Deductibles directly affect premiums. Choosing a higher deductible typically results in lower premiums, as the homeowner assumes a larger portion of the financial risk. Hurricane deductibles are frequently percentage-based, often 1% to 5% or higher, of the home’s insured value. This percentage-based deductible can translate to a substantial out-of-pocket expense but significantly reduces the annual premium.

Higher coverage limits for the dwelling, personal property, and other structures lead to increased costs. A homeowner’s claims history also impacts rates; multiple past claims can result in higher premiums. Conversely, a clean claims history can lead to more favorable rates. Different insurance carriers use various underwriting models, so premiums for comparable coverage vary between providers.

Understanding Coverage Types

Homeowners in hurricane-prone areas must understand how various insurance policies address hurricane-related damage. Standard homeowners insurance policies typically cover wind and wind-driven rain damage.
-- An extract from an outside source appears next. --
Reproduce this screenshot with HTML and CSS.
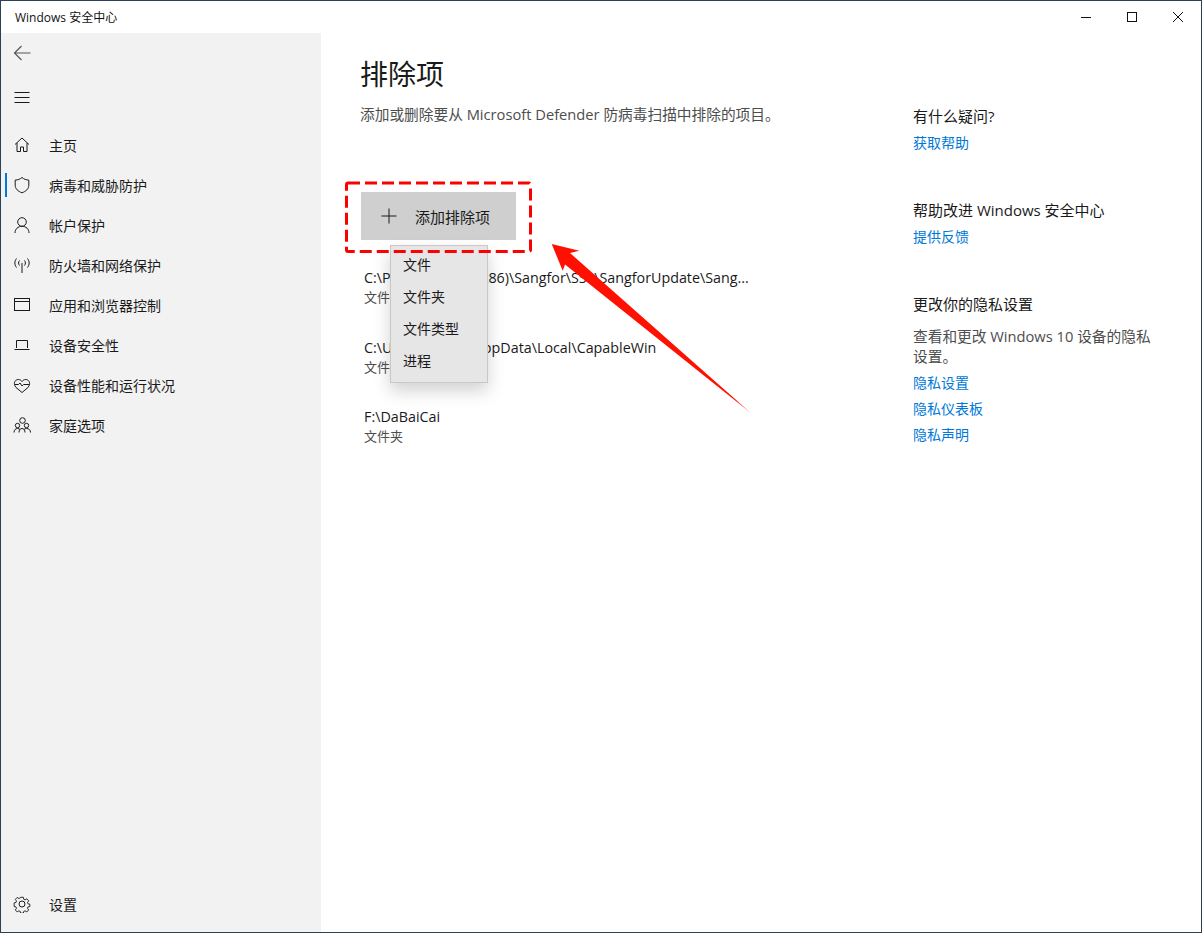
FILE: index.html
```html
<!DOCTYPE html>
<html lang="zh-CN">
<head>
<meta charset="utf-8">
<title>Windows 安全中心</title>
<link rel="stylesheet" href="styles.css">
</head>
<body>
<div class="window">
  <header class="titlebar">
    <span class="app-title">Windows 安全中心</span>
    <div class="caption">
      <span class="cap-btn"><svg width="12" height="12" viewBox="0 0 12 12"><path d="M1 6.5h10" class="cap-line"/></svg></span>
      <span class="cap-btn"><svg width="12" height="12" viewBox="0 0 12 12"><rect x="1.5" y="1.5" width="9" height="9" class="cap-line"/></svg></span>
      <span class="cap-btn"><svg width="12" height="12" viewBox="0 0 12 12"><path d="M1 1l10 10M11 1L1 11" class="cap-line"/></svg></span>
    </div>
  </header>
  <div class="body">
    <aside class="sidebar">
      <div class="tool-btn back">
        <svg width="18" height="18" viewBox="0 0 18 18" class="ico-grey"><path d="M1.5 9h16M8.5 2L1.5 9l7 7"/></svg>
      </div>
      <div class="tool-btn burger">
        <svg width="18" height="18" viewBox="0 0 18 18" class="ico"><path d="M1.5 4.5h15M1.5 9.5h15M1.500 14.500h15"/></svg>
      </div>
      <nav class="nav">
        <a class="nav-item"><svg class="ico" width="18" height="18" viewBox="0 0 18 18"><path d="M2 8.500L9 2l7 6.500M4 7v8.500h3.500V11h3v4.500H14V7"/></svg><span>主页</span></a>
        <a class="nav-item active"><svg class="ico" width="18" height="18" viewBox="0 0 18 18"><path d="M9 1.500c2 1.700 4.200 2.500 6.800 2.600v5c0 3.800-2.800 6.200-6.800 7.700-4-1.500-6.800-3.900-6.800-7.700v-5C4.800 4 7 3.200 9 1.500z"/></svg><span>病毒和威胁防护</span></a>
        <a class="nav-item"><svg class="ico" width="18" height="18" viewBox="0 0 18 18"><circle cx="9" cy="6" r="4.300"/><path d="M2 17c0-4 3-6.700 7-6.700s7 2.700 7 6.700"/></svg><span>帐户保护</span></a>
        <a class="nav-item"><svg class="ico" width="18" height="18" viewBox="0 0 18 18"><path d="M9 7v10M6.500 4.500c-1.200 1.500-1.200 3.500 0 5M11.500 4.500c1.200 1.500 1.200 3.500 0 5M3.500 2.500c-2.200 3-2.200 6 0 9M14.500 2.500c2.200 3 2.200 6 0 9"/></svg><span>防火墙和网络保护</span></a>
        <a class="nav-item"><svg class="ico" width="18" height="18" viewBox="0 0 18 18"><rect x="1.500" y="2.500" width="15" height="12"/><path d="M1.500 5.500h15"/></svg><span>应用和浏览器控制</span></a>
        <a class="nav-item"><svg class="ico" width="18" height="18" viewBox="0 0 18 18"><path d="M3.500 12V4.500h11V12M1.500 13.500h15"/></svg><span>设备安全性</span></a>
        <a class="nav-item"><svg class="ico" width="18" height="18" viewBox="0 0 18 18"><path d="M3 11.500L1.800 9.500C.5 6.500 2.500 3.500 5.200 3.500c1.700 0 3 .8 3.800 2 .8-1.200 2.100-2 3.800-2 2.700 0 4.700 3 3.400 6l-1.200 2L9 16.500z"/><path d="M1.500 8.500h4l1.500-1.500 2 3 1.500-1.500h6"/></svg><span>设备性能和运行状况</span></a>
        <a class="nav-item"><svg class="ico" width="18" height="18" viewBox="0 0 18 18"><circle cx="9.500" cy="4.500" r="2.800"/><circle cx="4.500" cy="9.500" r="2.200"/><circle cx="13.500" cy="9.500" r="2.200"/><path d="M1 16.500c0-2.500 1.500-4 3.500-4 1.200 0 2 .4 2.700 1.200M17.500 16.500c0-2.500-1.500-4-4-4-1 0-2 .4-2.700 1.200M6 16.500c0-2.500 1.200-4 3-4s3 1.500 3 4"/></svg><span>家庭选项</span></a>
      </nav>
      <a class="nav-item settings"><svg class="ico" width="18" height="18" viewBox="0 0 18 18"><circle cx="9" cy="9" r="3"/><path d="M7.500 1.500h3l.4 2.200 1.500.7 2-1.200 2 2.200-1.300 1.900.6 1.500 2 .4v2.600l-2 .4-.6 1.500 1.300 1.900-2 2.200-2-1.200-1.500.7-.4 1.900h-3l-.4-1.900-1.500-.7-2 1.200-2-2.200 1.300-1.900-.6-1.500-2-.4V7.700l2-.4.600-1.500-1.300-1.900 2-2.200 2 1.200 1.500-.7z" transform="translate(.9 .9) scale(.9)"/></svg><span>设置</span></a>
    </aside>
    <main class="content">
      <section class="primary">
        <h1 class="page-title">排除项</h1>
        <p class="page-desc">添加或删除要从 Microsoft Defender 防病毒扫描中排除的项目。</p>
        <button class="add-btn"><svg class="ico-dark" width="16" height="16" viewBox="0 0 16 16"><path d="M8 .5v15M.5 8h15"/></svg><span>添加排除项</span></button>
        <ul class="excl-list">
          <li class="excl-item"><div class="excl-path">C:\Program Files (x86)\Sangfor\SSL\SangforUpdate\Sang...</div><div class="excl-type">文件夹</div></li>
          <li class="excl-item"><div class="excl-path">C:\Users\Admin\AppData\Local\CapableWin</div><div class="excl-type">文件夹</div></li>
          <li class="excl-item"><div class="excl-path">F:\DaBaiCai</div><div class="excl-type">文件夹</div></li>
        </ul>
      </section>
      <aside class="side-info">
        <div class="info-group first">
          <h2>有什么疑问?</h2>
          <a class="link">获取帮助</a>
        </div>
        <div class="info-group">
          <h2>帮助改进 Windows 安全中心</h2>
          <a class="link">提供反馈</a>
        </div>
        <div class="info-group">
          <h2>更改你的隐私设置</h2>
          <p>查看和更改 Windows 10 设备的隐私设置。</p>
          <a class="link">隐私设置</a>
          <a class="link">隐私仪表板</a>
          <a class="link">隐私声明</a>
        </div>
      </aside>
    </main>
  </div>
  <div class="menu">
    <div class="menu-item">文件</div>
    <div class="menu-item">文件夹</div>
    <div class="menu-item">文件类型</div>
    <div class="menu-item">进程</div>
  </div>
  <svg class="annotation" width="1202" height="933" viewBox="0 0 1202 933">
    <defs>
      <linearGradient id="tail" gradientUnits="userSpaceOnUse" x1="735" y1="400" x2="752" y2="414">
        <stop offset="0" stop-color="#ff1000"/>
        <stop offset="1" stop-color="#ff1000" stop-opacity=".35"/>
      </linearGradient>
    </defs>
    <rect x="346.500" y="183" width="184" height="68.500" rx="1.500" class="dash"/>
    <path d="M551.700 244L579.300 250.700 570 253 752 414 565 264.500 562.700 270.700z" fill="url(#tail)"/>
  </svg>
</div>
</body>
</html>
```

FILE: styles.css
```css
* { box-sizing: border-box; }
html, body { margin: 0; height: 100%; }
body {
  width: 1202px;
  height: 933px;
  overflow: hidden;
  font-family: "Open Sans", "Noto Sans CJK SC", sans-serif;
  color: #1a1a1a;
  background: #fff;
}
.window {
  position: relative;
  width: 1202px;
  height: 933px;
  display: flex;
  flex-direction: column;
  border: 1px solid #2b4157;
  background: #fff;
  overflow: hidden;
}
.titlebar {
  flex: 0 0 32px;
  display: flex;
  align-items: center;
  justify-content: space-between;
  background: #fff;
}
.app-title { font-size: 12px; padding-left: 14px; color: #111; }
.caption { display: flex; }
.cap-btn {
  width: 46px;
  height: 32px;
  display: flex;
  align-items: center;
  justify-content: center;
}
.cap-line { fill: none; stroke: #111; stroke-width: 1; }
.body { flex: 1; display: flex; min-height: 0; }
.sidebar {
  width: 320px;
  background: #f2f2f2;
  display: flex;
  flex-direction: column;
  padding-top: 11px;
}
.ico, .ico-grey, .ico-dark {
  fill: none;
  stroke: #1a1a1a;
  stroke-width: 1;
  flex: none;
}
.ico-grey { stroke: #555; stroke-width: 1.200; }
.tool-btn {
  height: 18px;
  padding-left: 12px;
  display: flex;
  align-items: center;
}
.burger { margin-top: 26px; }
.nav { margin-top: 19px; flex: 1; }
.nav-item {
  position: relative;
  height: 40px;
  display: flex;
  align-items: center;
  gap: 18px;
  padding-left: 12px;
  font-size: 14px;
  color: #1a1a1a;
}
.nav-item span { position: relative; top: -.5px; }
.nav-item.active::before {
  content: "";
  position: absolute;
  left: 4px;
  top: 8px;
  width: 2px;
  height: 24px;
  background: #0078d7;
}
.settings { margin-bottom: 8px; }
.content { flex: 1; display: flex; background: #fff; }
.primary { width: 552px; flex: none; padding-left: 40px; }
.page-title {
  margin: 21px 0 0 -1px;
  font-size: 28px;
  font-weight: 400;
  line-height: 40px;
  color: #1a1a1a;
}
.page-desc {
  margin: 10px 0 0 -1px;
  font-size: 14.700px;
  line-height: 20px;
  color: #4d4d4d;
  white-space: nowrap;
}
.add-btn {
  margin-top: 68px;
  width: 155px;
  height: 48px;
  border: 0;
  background: #cfcfcf;
  display: flex;
  align-items: center;
  gap: 18px;
  padding: 0 0 0 20px;
  font: inherit;
  font-size: 15px;
  color: #1a1a1a;
}
.excl-list { list-style: none; margin: 28px 0 0; padding: 0 0 0 3px; }
.excl-item { height: 69.500px; }
.excl-path { font-size: 14.300px; line-height: 20px; color: #1a1a1a; white-space: nowrap; }
.excl-type { font-size: 13px; line-height: 19px; color: #4d4d4d; }
.side-info { flex: 1; padding: 69px 45px 0 40px; }
.info-group { margin-bottom: 40px; }
.info-group h2 {
  margin: 0;
  font-size: 15px;
  font-weight: 400;
  line-height: 28px;
  color: #1a1a1a;
}
.info-group p {
  margin: 8px 0 4px;
  font-size: 14.700px;
  line-height: 20px;
  color: #4d4d4d;
}
.link {
  display: block;
  font-size: 14px;
  line-height: 26px;
  color: #0078d7;
}
.menu {
  position: absolute;
  left: 389px;
  top: 244px;
  width: 98px;
  height: 138px;
  padding: 3px 0;
  background: #e6e6e6;
  border: 1px solid #c8c8c8;
  box-shadow: 0 8px 16px rgba(0, 0, 0, .18);
}
.menu-item {
  height: 32px;
  line-height: 32px;
  padding-left: 12px;
  font-size: 14px;
  color: #1a1a1a;
}
.annotation { position: absolute; left: -1px; top: -1px; pointer-events: none; }
.dash {
  fill: none;
  stroke: #ff0000;
  stroke-width: 3;
  stroke-dasharray: 12 5;
}
```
However, these policies almost universally exclude flood damage, a common consequence of hurricanes.

In many coastal areas, wind damage from hurricanes is covered by a specific windstorm and hail endorsement or a separate wind-only policy. This additional coverage is necessary where standard homeowners policies limit or exclude wind damage due to elevated risk. These policies cover structural damage to a home and its contents caused by high winds.

Flood damage, from storm surges, heavy rainfall, or overflowing water during a hurricane, requires a distinct flood insurance policy. This coverage is separate from both standard homeowners and windstorm policies. Most flood insurance policies are obtained through the National Flood Insurance Program (NFIP), though private options exist. NFIP policies offer building coverage up to $250,000 and contents coverage up to $100,000 for single-family dwellings. Coverage typically becomes effective 30 days after purchase.

Additional living expenses (ALE) coverage is often included in homeowners policies. If a home becomes uninhabitable due to a covered loss from a hurricane, ALE reimburses homeowners for increased living costs while displaced. This can encompass temporary housing, increased food costs, and additional transportation. ALE helps maintain a homeowner’s normal standard of living during repair or rebuilding.

Managing Hurricane Insurance Costs

Homeowners can implement several practical strategies to manage and reduce hurricane insurance expenses. Fortifying a home against hurricane damage through mitigation efforts often leads to premium discounts. Examples include installing storm shutters, reinforcing the roof, upgrading to impact-resistant windows, or elevating the home’s foundation. These improvements reduce the likelihood of significant damage, making the property less risky for insurers and potentially yielding savings.

Adjusting deductibles is another direct way to influence premiums. Opting for a higher deductible means the homeowner agrees to cover a larger initial portion of a claim, which in turn typically lowers the annual premium. While this strategy can result in significant savings on premiums, it requires the homeowner to have sufficient liquid funds available to cover the higher out-of-pocket amount if a storm necessitates a claim.

Shopping around for insurance is always a worthwhile endeavor. Obtaining quotes from multiple carriers allows homeowners to compare various rates and coverage options for similar levels of protection. Premiums can differ considerably between providers, making a comprehensive comparison beneficial.

Regularly reviewing coverage needs ensures that the policy aligns with the current value of the property and personal assets, preventing both over-insuring and under-insuring. An annual review is recommended to account for any life changes or external economic factors, such as rising construction costs, that might affect replacement values.

Many insurers offer a variety of discounts that can reduce hurricane insurance premiums. Common discounts include bundling multiple policies, such as home and auto insurance, with the same provider. Homeowners with no claims history, those who recently built a new home, or those with protective devices like security systems or smoke detectors may also qualify for savings. Paying the annual premium in full rather than in installments can also lead to a discount.

Additionally, some government programs and grants can indirectly help reduce insurance costs. Communities participating in the National Flood Insurance Program’s Community Rating System may receive reduced flood insurance premiums due to local mitigation activities. Certain federal or local initiatives might also provide funding or incentives for homeowners to undertake mitigation efforts, which then can lead to lower insurance rates.